Anyway, if you’ve got any way of playing MP3 files (iPods included) check out the Eat Feed podcast.
Wednesday, March 08, 2006
So I had this leftover pork, and needed to do something with it, so I decided it was the perfect candidate for pozole, which has got to be one of my all time favorites. I made it a bit differently than I usually do, and the results (IMHO) were pretty darn good.
I started with some chicken broth (I like Pacific Foods organic), a can of diced tomatoes with green chiles, and a big (24oz?) can of Mexican style hominy. That was followed with a chopped onion, and the leftover shredded pork. For seasoning, I added one dried California chile (that I pulled out whole before serving) and some Mexican oregano. Make sure you get Mexican oregano for this. It’s a different plant from the Italian kind, and tastes quite different.

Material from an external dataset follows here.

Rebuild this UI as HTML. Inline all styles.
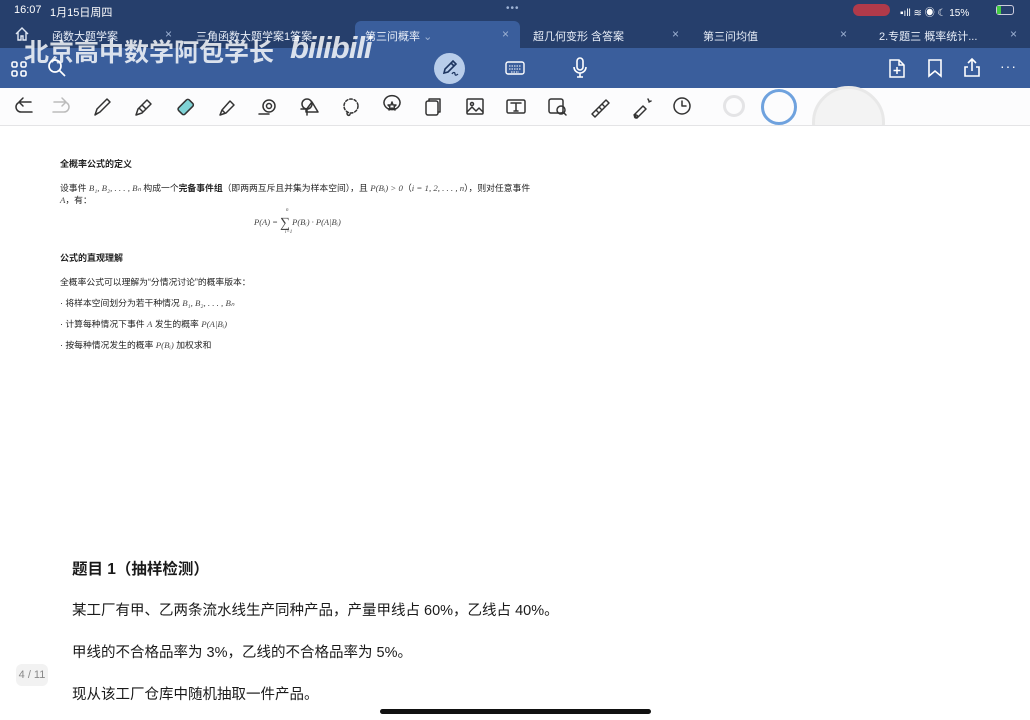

That all simmered until the onions were transparent. I served in big bowls with plenty of space for fresh garnishes. I used cubed cheese (Cassero in this case), diced avocado, and shredded lettuce.
Tuesday, March 07, 2006
My lovely wife got me a new slow-cooker the other day, and I was itchin’ to try it out. Luckily, my buddy Greg turned me on to his pulled pork recipe, and it was just the thing. And it couldn’t be simpler (best kind). Basically, you put some pork, some onions, and salt/pepper in the slow cooker and cook the dickens out of it.
In a little more detail, I put the pork (I had a picnic roast) and 3–4 sliced onions in the cooker with salt/pepper and maybe a 1/4 cup of water, then cooked on low for close to 24 hours. After that time, shred up the pork with a couple of forks, slather with BBQ sauce of your choice, and go to town. I serverd over sourdough hoagies with pickled jalapenos. Baked beans would have made a good side, if I’d have thought of it.